Vins phénolés, quel impact de Saccharomyces cerevisiae ?

Modifié le 10/11/2023

Vins phénolés, quel impact de Saccharomyces cerevisiae ?

La levure Saccharomyces cerevisiae est connue pour son rôle dans la dégradation des sucres en alcool pendant la fermentation alcoolique et est principalement utilisée pour cela. Mais d’après une étude menée par l’Institut Français de la Vigne et du Vin (IFV) de Beaune, certaines souches de Saccharomyces cerevisiae auraient la capacité d’empêcher la production d’odeurs phénolées par les Brettanomyces.

 





Les phénols volatils, des molécules volatiles et odorantes, sont à l’origine du caractère phénolé et animal et donnent des arômes désagréables au vin (encre, sparadrap, écurie ou sueur de cheval). Ces odeurs peuvent ainsi rendre le vin non consommable. La France étant le deuxième pays exportateur de vin au monde, la filière vinicole ne peut donc se permettre de proposer des produits à défauts aux consommateurs.

D’où viennent les phénols ?


La production de phénols volatils implique l’activité séquentielle de deux enzymes sur des acides : l’acide férulique et l’acide p-coumarique (appelés acides phénols), naturellement présents dans le raisin. La première enzyme, l’hydroxicynnamate décarboxylase permet la transformation de ces acides en vinyl-phénol et en vinyl-gaïacol. Ces composés sont ensuite réduits en éthyl-phénol et éthyl-gaïacol qui sont les phénols volatils. La première réaction peut être réalisée par de nombreuses levures tandis que Brettanomyces est la seule levure à pouvoir réaliser les deux étapes. C’est pourquoi, elle est tant redoutée.




Dans ce contexte, des expérimentations ont été menées par l’IFV de Beaune sur des vins de Bourgogne avec pour objectif de comprendre les conditions dans lesquelles ce défaut apparait.


Deux essais ont été mis en place : l’un pour explorer l’impact de la fermentation alcoolique, l’autre pour tester l’influence d’une souche de Saccharomyces cerevisiae.
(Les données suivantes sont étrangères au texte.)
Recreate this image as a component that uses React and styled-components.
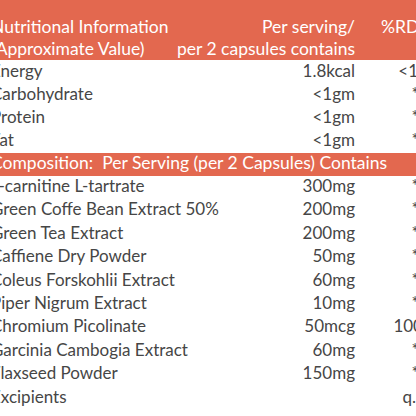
import styled, { createGlobalStyle } from 'styled-components';

const GlobalStyle = createGlobalStyle`
  html, body {
    margin: 0;
    padding: 0;
    background: #ffffff;
  }
  body {
    width: 416px;
    height: 416px;
    overflow: hidden;
  }
`;

const Sheet = styled.div`
  width: 416px;
  height: 416px;
  overflow: hidden;
  font-family: Lato, 'Open Sans', sans-serif;
  font-size: 17px;
  color: #464646;
`;

const Table = styled.div`
  display: grid;
  grid-template-columns: 230px 134px 120px;
  margin-left: -9px;
  width: 484px;
`;

const HeadCell = styled.div`
  background: #e3684f;
  color: #ffffff;
  height: 60px;
  margin-bottom: 1px;
  padding-top: 16px;
  box-sizing: border-box;
  font-size: 17.5px;
  line-height: 22px;
  white-space: nowrap;
  direction: ${({ $align }) => ($align === 'right' ? 'rtl' : 'ltr')};
  text-align: ${({ $align }) => $align || 'left'};
  padding-left: ${({ $padLeft }) => $padLeft || 0}px;

  span {
    direction: ltr;
    unicode-bidi: embed;
  }
`;

const Band = styled.div`
  grid-column: 1 / -1;
  background: #e3684f;
  color: #ffffff;
  height: 23px;
  font-size: 17.5px;
  line-height: 19px;
  white-space: pre;
`;

const Cell = styled.div`
  height: ${({ $h }) => $h || 23}px;
  line-height: 19px;
  white-space: nowrap;
  text-align: ${({ $align }) => $align || 'left'};
`;

const nutrition = [
  ['Energy', '1.8kcal', '<1%'],
  ['Carbohydrate', '<1gm', '*'],
  ['Protein', '<1gm', '*'],
  ['Fat', '<1gm', '*'],
];

const composition = [
  ['L-carnitine L-tartrate', '300mg', '*'],
  ['Green Coffe Bean Extract 50%', '200mg', '*'],
  ['Green Tea Extract', '200mg', '*'],
  ['Caffiene Dry Powder', '50mg', '*'],
  ['Coleus Forskohlii Extract', '60mg', '*'],
  ['Piper Nigrum Extract', '10mg', '*'],
  ['Chromium Picolinate', '50mcg', '100%'],
  ['Garcinia Cambogia Extract', '60mg', '*'],
  ['Flaxseed Powder', '150mg', '*'],
  ['Excipients', '', 'q.s.'],
];

const Row = ({ item, h }) => (
  <>
    <Cell $h={h}>{item[0]}</Cell>
    <Cell $h={h} $align="right">{item[1]}</Cell>
    <Cell $h={h} $align="center">{item[2]}</Cell>
  </>
);

const App = () => (
  <Sheet>
    <GlobalStyle />
    <Table>
      <HeadCell>
        Nutritional Information
        <br />
        (Approximate Value)
      </HeadCell>
      <HeadCell $align="right">
        <span>Per serving/</span>
        <br />
        <span>per 2 capsules contains</span>
      </HeadCell>
      <HeadCell $padLeft={26}>%RDA</HeadCell>
      {nutrition.map((item) => (
        <Row key={item[0]} item={item} />
      ))}
      <Band>Composition:  Per Serving (per 2 Capsules) Contains</Band>
      {composition.map((item) => (
        <Row key={item[0]} item={item} h={23.4} />
      ))}
    </Table>
  </Sheet>
);

export default App;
  • Dans un premier temps, 15 cuvées de Pinot noir et de Gamay vinifiées à l’échelle cave ont été suivies. Un nouvel indice développé par l’IFV a été employé pour connaitre le risque d’altération par Brettanomyces d’une cuvée donnée. La TPPV (Teneur Potentielle en Phénols Volatils) permet de connaitre la quantité maximale de phénols volatils qui peut être produite. Elle a été mesurée à l’encuvage et à la fin de la fermentation. Les résultats montrent une diminution de la TPPV entre l’encuvage et la fin de la fermentation. De plus, lorsque la fermentation se déroule sans encombre, la TPPV est plus faible que lorsque des problèmes fermentaires sont relevés. La fermentation alcoolique aurait donc un impact sur la TPPV.

  • Dans un second temps, le suivi de la TPPV de 15 mini-vinifications de Pinot noir et de Gamay a été effectué à l’échelle laboratoire. Ces mini-vinifications ont été réalisées avec la même souche de levure. L’IFV de Beaune a constaté qu’avec cette levure, la TPPV était très faible après fermentation. Il existerait donc également un effet souche. Tous les acides phénols présents dans le moût seraient transformés en vinyl-phénols par cette souche. Les vinyl-phénols produits se combineraient aux anthocyanes. Ainsi, Brettanomyces ne pourrait plus faire de phénols volatils.

Pour conclure, ces travaux récents montrent que la production de goûts phénolés aurait un lien avec la souche de levure Saccharomyces employée durant la fermentation alcoolique. Cependant, les mécanismes de transformation des acides phénols pendant la vinification sont très complexes et demandent à être précisés. Cette découverte n’est donc que le début de longues investigations avec toujours ce même objectif : comprendre et empêcher ces odeurs phénolées dans nos vins.